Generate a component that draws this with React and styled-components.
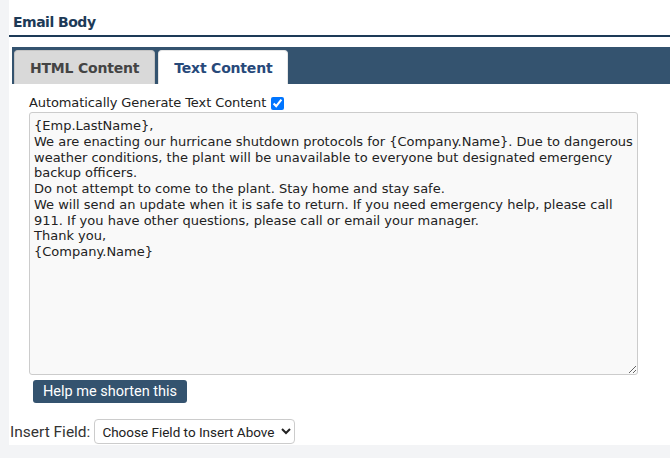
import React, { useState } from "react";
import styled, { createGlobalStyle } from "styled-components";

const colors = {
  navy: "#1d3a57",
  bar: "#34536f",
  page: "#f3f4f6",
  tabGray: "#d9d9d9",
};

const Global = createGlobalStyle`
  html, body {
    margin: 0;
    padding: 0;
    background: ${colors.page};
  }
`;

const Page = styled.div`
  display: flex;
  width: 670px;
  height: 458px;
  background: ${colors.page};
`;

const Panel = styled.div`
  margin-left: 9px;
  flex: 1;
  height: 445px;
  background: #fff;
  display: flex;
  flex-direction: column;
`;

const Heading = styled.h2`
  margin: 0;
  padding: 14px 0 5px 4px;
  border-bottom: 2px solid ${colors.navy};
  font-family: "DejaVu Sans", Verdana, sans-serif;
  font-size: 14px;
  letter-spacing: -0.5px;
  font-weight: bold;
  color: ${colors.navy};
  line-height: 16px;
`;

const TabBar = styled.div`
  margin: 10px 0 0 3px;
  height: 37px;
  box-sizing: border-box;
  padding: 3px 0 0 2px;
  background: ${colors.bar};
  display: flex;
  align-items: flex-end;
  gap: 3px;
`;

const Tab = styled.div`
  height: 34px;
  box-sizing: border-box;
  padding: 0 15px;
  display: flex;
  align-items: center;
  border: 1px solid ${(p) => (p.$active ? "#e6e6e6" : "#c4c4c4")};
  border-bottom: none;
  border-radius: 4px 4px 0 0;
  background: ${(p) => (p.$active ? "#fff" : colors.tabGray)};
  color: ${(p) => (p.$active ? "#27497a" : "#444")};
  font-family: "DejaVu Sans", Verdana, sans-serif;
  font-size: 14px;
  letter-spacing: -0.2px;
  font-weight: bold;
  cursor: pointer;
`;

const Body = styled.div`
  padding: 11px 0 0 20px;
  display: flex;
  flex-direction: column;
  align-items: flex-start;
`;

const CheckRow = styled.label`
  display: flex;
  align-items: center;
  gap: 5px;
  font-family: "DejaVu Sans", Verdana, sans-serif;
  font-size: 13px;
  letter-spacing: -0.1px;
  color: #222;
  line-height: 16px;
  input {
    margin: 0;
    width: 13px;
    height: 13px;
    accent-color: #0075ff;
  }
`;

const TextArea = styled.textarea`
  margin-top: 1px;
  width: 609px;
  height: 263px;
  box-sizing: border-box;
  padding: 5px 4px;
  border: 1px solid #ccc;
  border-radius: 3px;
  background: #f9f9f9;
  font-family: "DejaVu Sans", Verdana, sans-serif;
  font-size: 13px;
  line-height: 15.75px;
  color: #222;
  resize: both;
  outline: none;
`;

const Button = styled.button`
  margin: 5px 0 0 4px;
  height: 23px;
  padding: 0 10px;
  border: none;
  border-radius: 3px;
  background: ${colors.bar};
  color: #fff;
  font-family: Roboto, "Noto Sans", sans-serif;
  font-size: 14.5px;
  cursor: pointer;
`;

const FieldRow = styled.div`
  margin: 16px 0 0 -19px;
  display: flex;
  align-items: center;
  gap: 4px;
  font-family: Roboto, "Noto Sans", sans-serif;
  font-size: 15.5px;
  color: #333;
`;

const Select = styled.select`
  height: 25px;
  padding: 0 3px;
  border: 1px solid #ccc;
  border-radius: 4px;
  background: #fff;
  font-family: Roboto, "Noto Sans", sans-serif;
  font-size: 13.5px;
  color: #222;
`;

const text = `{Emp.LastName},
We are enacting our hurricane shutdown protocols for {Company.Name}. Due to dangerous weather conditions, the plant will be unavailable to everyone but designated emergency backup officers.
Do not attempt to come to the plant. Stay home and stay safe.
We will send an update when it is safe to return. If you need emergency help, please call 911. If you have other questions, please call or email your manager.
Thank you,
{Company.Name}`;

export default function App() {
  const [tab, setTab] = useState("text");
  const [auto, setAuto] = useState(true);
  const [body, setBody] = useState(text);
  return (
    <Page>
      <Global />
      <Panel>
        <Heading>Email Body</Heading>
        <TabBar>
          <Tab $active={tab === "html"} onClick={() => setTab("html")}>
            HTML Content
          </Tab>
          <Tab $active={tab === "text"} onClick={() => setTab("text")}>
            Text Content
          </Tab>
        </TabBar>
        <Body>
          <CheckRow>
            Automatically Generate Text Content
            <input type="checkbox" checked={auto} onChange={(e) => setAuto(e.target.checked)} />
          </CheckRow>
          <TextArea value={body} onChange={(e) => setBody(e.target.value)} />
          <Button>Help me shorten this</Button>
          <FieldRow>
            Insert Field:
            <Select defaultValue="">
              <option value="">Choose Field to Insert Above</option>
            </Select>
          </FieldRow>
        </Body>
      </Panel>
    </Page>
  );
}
*****
# [DESCRIPTION OF THE TASK]
Take the listing above and restate it word for word, without its pictures.

# [THE COMPLETED TASK]
Generate a component that draws this with React and styled-components.
import React, { useState } from "react";
import styled, { createGlobalStyle } from "styled-components";

const colors = {
  navy: "#1d3a57",
  bar: "#34536f",
  page: "#f3f4f6",
  tabGray: "#d9d9d9",
};

const Global = createGlobalStyle`
  html, body {
    margin: 0;
    padding: 0;
    background: ${colors.page};
  }
`;

const Page = styled.div`
  display: flex;
  width: 670px;
  height: 458px;
  background: ${colors.page};
`;

const Panel = styled.div`
  margin-left: 9px;
  flex: 1;
  height: 445px;
  background: #fff;
  display: flex;
  flex-direction: column;
`;

const Heading = styled.h2`
  margin: 0;
  padding: 14px 0 5px 4px;
  border-bottom: 2px solid ${colors.navy};
  font-family: "DejaVu Sans", Verdana, sans-serif;
  font-size: 14px;
  letter-spacing: -0.5px;
  font-weight: bold;
  color: ${colors.navy};
  line-height: 16px;
`;

const TabBar = styled.div`
  margin: 10px 0 0 3px;
  height: 37px;
  box-sizing: border-box;
  padding: 3px 0 0 2px;
  background: ${colors.bar};
  display: flex;
  align-items: flex-end;
  gap: 3px;
`;

const Tab = styled.div`
  height: 34px;
  box-sizing: border-box;
  padding: 0 15px;
  display: flex;
  align-items: center;
  border: 1px solid ${(p) => (p.$active ? "#e6e6e6" : "#c4c4c4")};
  border-bottom: none;
  border-radius: 4px 4px 0 0;
  background: ${(p) => (p.$active ? "#fff" : colors.tabGray)};
  color: ${(p) => (p.$active ? "#27497a" : "#444")};
  font-family: "DejaVu Sans", Verdana, sans-serif;
  font-size: 14px;
  letter-spacing: -0.2px;
  font-weight: bold;
  cursor: pointer;
`;

const Body = styled.div`
  padding: 11px 0 0 20px;
  display: flex;
  flex-direction: column;
  align-items: flex-start;
`;

const CheckRow = styled.label`
  display: flex;
  align-items: center;
  gap: 5px;
  font-family: "DejaVu Sans", Verdana, sans-serif;
  font-size: 13px;
  letter-spacing: -0.1px;
  color: #222;
  line-height: 16px;
  input {
    margin: 0;
    width: 13px;
    height: 13px;
    accent-color: #0075ff;
  }
`;

const TextArea = styled.textarea`
  margin-top: 1px;
  width: 609px;
  height: 263px;
  box-sizing: border-box;
  padding: 5px 4px;
  border: 1px solid #ccc;
  border-radius: 3px;
  background: #f9f9f9;
  font-family: "DejaVu Sans", Verdana, sans-serif;
  font-size: 13px;
  line-height: 15.75px;
  color: #222;
  resize: both;
  outline: none;
`;

const Button = styled.button`
  margin: 5px 0 0 4px;
  height: 23px;
  padding: 0 10px;
  border: none;
  border-radius: 3px;
  background: ${colors.bar};
  color: #fff;
  font-family: Roboto, "Noto Sans", sans-serif;
  font-size: 14.5px;
  cursor: pointer;
`;

const FieldRow = styled.div`
  margin: 16px 0 0 -19px;
  display: flex;
  align-items: center;
  gap: 4px;
  font-family: Roboto, "Noto Sans", sans-serif;
  font-size: 15.5px;
  color: #333;
`;

const Select = styled.select`
  height: 25px;
  padding: 0 3px;
  border: 1px solid #ccc;
  border-radius: 4px;
  background: #fff;
  font-family: Roboto, "Noto Sans", sans-serif;
  font-size: 13.5px;
  color: #222;
`;

const text = `{Emp.LastName},
We are enacting our hurricane shutdown protocols for {Company.Name}. Due to dangerous weather conditions, the plant will be unavailable to everyone but designated emergency backup officers.
Do not attempt to come to the plant. Stay home and stay safe.
We will send an update when it is safe to return. If you need emergency help, please call 911. If you have other questions, please call or email your manager.
Thank you,
{Company.Name}`;

export default function App() {
  const [tab, setTab] = useState("text");
  const [auto, setAuto] = useState(true);
  const [body, setBody] = useState(text);
  return (
    <Page>
      <Global />
      <Panel>
        <Heading>Email Body</Heading>
        <TabBar>
          <Tab $active={tab === "html"} onClick={() => setTab("html")}>
            HTML Content
          </Tab>
          <Tab $active={tab === "text"} onClick={() => setTab("text")}>
            Text Content
          </Tab>
        </TabBar>
        <Body>
          <CheckRow>
            Automatically Generate Text Content
            <input type="checkbox" checked={auto} onChange={(e) => setAuto(e.target.checked)} />
          </CheckRow>
          <TextArea value={body} onChange={(e) => setBody(e.target.value)} />
          <Button>Help me shorten this</Button>
          <FieldRow>
            Insert Field:
            <Select defaultValue="">
              <option value="">Choose Field to Insert Above</option>
            </Select>
          </FieldRow>
        </Body>
      </Panel>
    </Page>
  );
}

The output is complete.